Copy the listing verbatim, excluding any images found in it.
** Begin Stored data **
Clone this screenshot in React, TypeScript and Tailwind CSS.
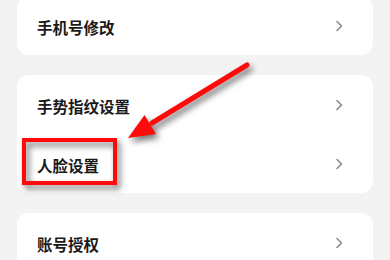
import React from "react";

const groups: string[][] = [["手机号修改"], ["手势指纹设置", "人脸设置"], ["账号授权"]];

function Chevron() {
    return (
        <svg width="8" height="12" viewBox="0 0 8 12" fill="none">
            <path d="M2 1.5L6.5 6L2 10.5" stroke="#8a8a8a" strokeWidth="1.6" strokeLinecap="round" strokeLinejoin="round" />
        </svg>
    );
}

export default function App() {
    return (
        <div
            className="relative w-[390px] h-[260px] overflow-hidden bg-[#f3f3f3]"
            style={{ fontFamily: '"Noto Sans CJK SC", "Noto Sans", sans-serif' }}
        >
            {/* Settings list */}
            <div className="flex flex-col gap-5 px-[17px] -mt-[4px]">
                {groups.map((rows, i) => (
                    <div key={i} className="flex flex-col rounded-xl bg-white">
                        {rows.map((label) => (
                            <div key={label} className="flex h-[59px] items-center justify-between pl-5 pr-[30px]">
                                <span className="mt-[4px] text-[15.5px] font-bold text-[#1a1a1a]">{label}</span>
                                <Chevron />
                            </div>
                        ))}
                    </div>
                ))}
            </div>

            {/* Annotation: highlight box */}
            <div className="absolute left-[22px] top-[138px] w-[95px] h-[47px] border-[4px] border-[#ff0a0a] drop-shadow-[3px_4px_3px_rgba(0,0,0,0.55)]" />

            {/* Annotation: arrow */}
            <svg
                className="absolute left-0 top-0 drop-shadow-[3px_4px_3px_rgba(0,0,0,0.55)]"
                width="390"
                height="260"
                viewBox="0 0 390 260"
            >
                <line x1="247" y1="65" x2="152" y2="123" stroke="#ff0a0a" strokeWidth="5" strokeLinecap="round" />
                <polygon points="128,138 144.5,115 156,134" fill="#ff0a0a" />
            </svg>
        </div>
    );
}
** End Stored data **
## Response for this exercise
Clone this screenshot in React, TypeScript and Tailwind CSS.
import React from "react";

const groups: string[][] = [["手机号修改"], ["手势指纹设置", "人脸设置"], ["账号授权"]];

function Chevron() {
    return (
        <svg width="8" height="12" viewBox="0 0 8 12" fill="none">
            <path d="M2 1.5L6.5 6L2 10.5" stroke="#8a8a8a" strokeWidth="1.6" strokeLinecap="round" strokeLinejoin="round" />
        </svg>
    );
}

export default function App() {
    return (
        <div
            className="relative w-[390px] h-[260px] overflow-hidden bg-[#f3f3f3]"
            style={{ fontFamily: '"Noto Sans CJK SC", "Noto Sans", sans-serif' }}
        >
            {/* Settings list */}
            <div className="flex flex-col gap-5 px-[17px] -mt-[4px]">
                {groups.map((rows, i) => (
                    <div key={i} className="flex flex-col rounded-xl bg-white">
                        {rows.map((label) => (
                            <div key={label} className="flex h-[59px] items-center justify-between pl-5 pr-[30px]">
                                <span className="mt-[4px] text-[15.5px] font-bold text-[#1a1a1a]">{label}</span>
                                <Chevron />
                            </div>
                        ))}
                    </div>
                ))}
            </div>

            {/* Annotation: highlight box */}
            <div className="absolute left-[22px] top-[138px] w-[95px] h-[47px] border-[4px] border-[#ff0a0a] drop-shadow-[3px_4px_3px_rgba(0,0,0,0.55)]" />

            {/* Annotation: arrow */}
            <svg
                className="absolute left-0 top-0 drop-shadow-[3px_4px_3px_rgba(0,0,0,0.55)]"
                width="390"
                height="260"
                viewBox="0 0 390 260"
            >
                <line x1="247" y1="65" x2="152" y2="123" stroke="#ff0a0a" strokeWidth="5" strokeLinecap="round" />
                <polygon points="128,138 144.5,115 156,134" fill="#ff0a0a" />
            </svg>
        </div>
    );
}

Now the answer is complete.